The Royal Spanish Academy has identified artificial intelligence as the central challenge for the language. The problem is not that machines speak, but that they do so without respecting the richness of Spanish. The institution seeks for algorithms to process clear and normative language, preventing the language from degrading in digital environments. The III Plain Language Convention in Argentina will be a meeting point to debate this balance between technology and linguistic tradition. 🤖
Algorithms with a dictionary: the technical challenge of teaching Spanish to machines 📚
For an AI to generate correct Spanish, it is necessary to train models with rigorous and labeled linguistic corpora. The RAE collaborates with engineers to develop natural language processing tools that respect grammatical rules, verb tenses, and regional uses. The challenge is twofold: avoiding excessive simplification of the language and maintaining semantic precision. Without a database curated with academic criteria, models tend to produce ambiguous or outright incorrect texts, affecting official and educational communication.
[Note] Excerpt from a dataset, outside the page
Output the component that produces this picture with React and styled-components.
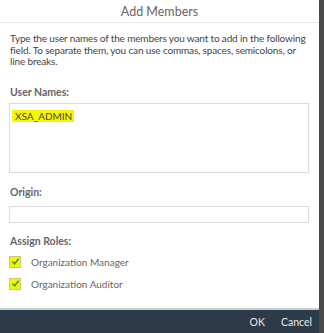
import styled, { createGlobalStyle } from "styled-components";

const Global = createGlobalStyle`
  html, body { margin: 0; padding: 0; background: #4b4b4b; }
  body { font-family: Lato, "Liberation Sans", sans-serif; }
`;

const Dialog = styled.div`
  width: 319px;
  height: 333px;
  background: #fff;
  display: flex;
  flex-direction: column;
`;

const Header = styled.div`
  height: 22px;
  flex-shrink: 0;
  border-bottom: 1px solid #e8e8e8;
  display: flex;
  align-items: center;
  justify-content: center;
  font-size: 12.5px;
  color: #666;
`;

const Content = styled.div`
  padding: 10px 10px 0 9px;
  display: flex;
  flex-direction: column;
`;

const Intro = styled.p`
  margin: 0 0 0 1px;
  font-size: 10px;
  letter-spacing: -0.15px;
  line-height: 11.5px;
  white-space: nowrap;
  color: #444;
`;

const Label = styled.div`
  font-size: 10.5px;
  font-weight: 700;
  color: #666;
  line-height: 12px;
  margin: ${(p) => p.top}px 0 ${(p) => p.bottom}px 1px;
`;

const Box = styled.div`
  height: ${(p) => p.h}px;
  border: 1px solid #dcdcdc;
  box-sizing: border-box;
  padding: 4px 2px;
  line-height: 11px;
`;

const Highlight = styled.span`
  background: #f6f600;
  color: #444;
  font-size: 10px;
  padding: 0 2px 0 3px;
`;

const Role = styled.label`
  display: flex;
  align-items: center;
  gap: 10px;
  font-size: 10px;
  color: #666;
  height: 22px;
`;

const Check = styled.span`
  width: 10px;
  height: 10px;
  border: 1px solid #c9c97a;
  background: #f6f600;
  display: flex;
  align-items: center;
  justify-content: center;
`;

const Footer = styled.div`
  margin-top: auto;
  height: 23px;
  flex-shrink: 0;
  border-top: 2px solid #c7ccd1;
  background: #2d3a47;
  display: flex;
  align-items: center;
  justify-content: flex-end;
  gap: 16px;
  padding-right: 7px;
`;

const FooterButton = styled.span`
  color: #e8ecef;
  font-size: 10.5px;
`;

function Tick() {
  return (
    <svg width="9" height="9" viewBox="0 0 10 10">
      <path d="M1.5 5 L4 7.5 L8.5 2" fill="none" stroke="#3d9a2f" strokeWidth="1.7" />
    </svg>
  );
}

export default function App() {
  return (
    <>
      <Global />
      <Dialog>
        <Header>Add Members</Header>
        <Content>
          <Intro>
            Type the user names of the members you want to add in the following
            <br />
            field. To separate them, you can use commas, spaces, semicolons, or
            <br />
            line breaks.
          </Intro>
          <Label top={18} bottom={5}>User Names:</Label>
          <Box h={70}>
            <Highlight>XSA_ADMIN</Highlight>
          </Box>
          <Label top={13} bottom={8}>Origin:</Label>
          <Box h={17} />
          <Label top={12} bottom={4}>Assign Roles:</Label>
          <Role>
            <Check><Tick /></Check>
            Organization Manager
          </Role>
          <Role>
            <Check><Tick /></Check>
            Organization Auditor
          </Role>
        </Content>
        <Footer>
          <FooterButton>OK</FooterButton>
          <FooterButton>Cancel</FooterButton>
        </Footer>
      </Dialog>
    </>
  );
}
AI writes like an intern in a hurry and without coffee ☕
The RAE fears that, if no intervention occurs, chatbots will end up speaking like a teenager on Twitter after three Red Bulls. We already see algorithms confusing haber with a ver or using cocreta instead of croqueta. The good news is that, for now, the machine cannot improvise creative insults in Spanish; its errors are technical, not malicious. The III Plain Language Convention will serve for humans and machines to negotiate whether the future of the language includes memes or not.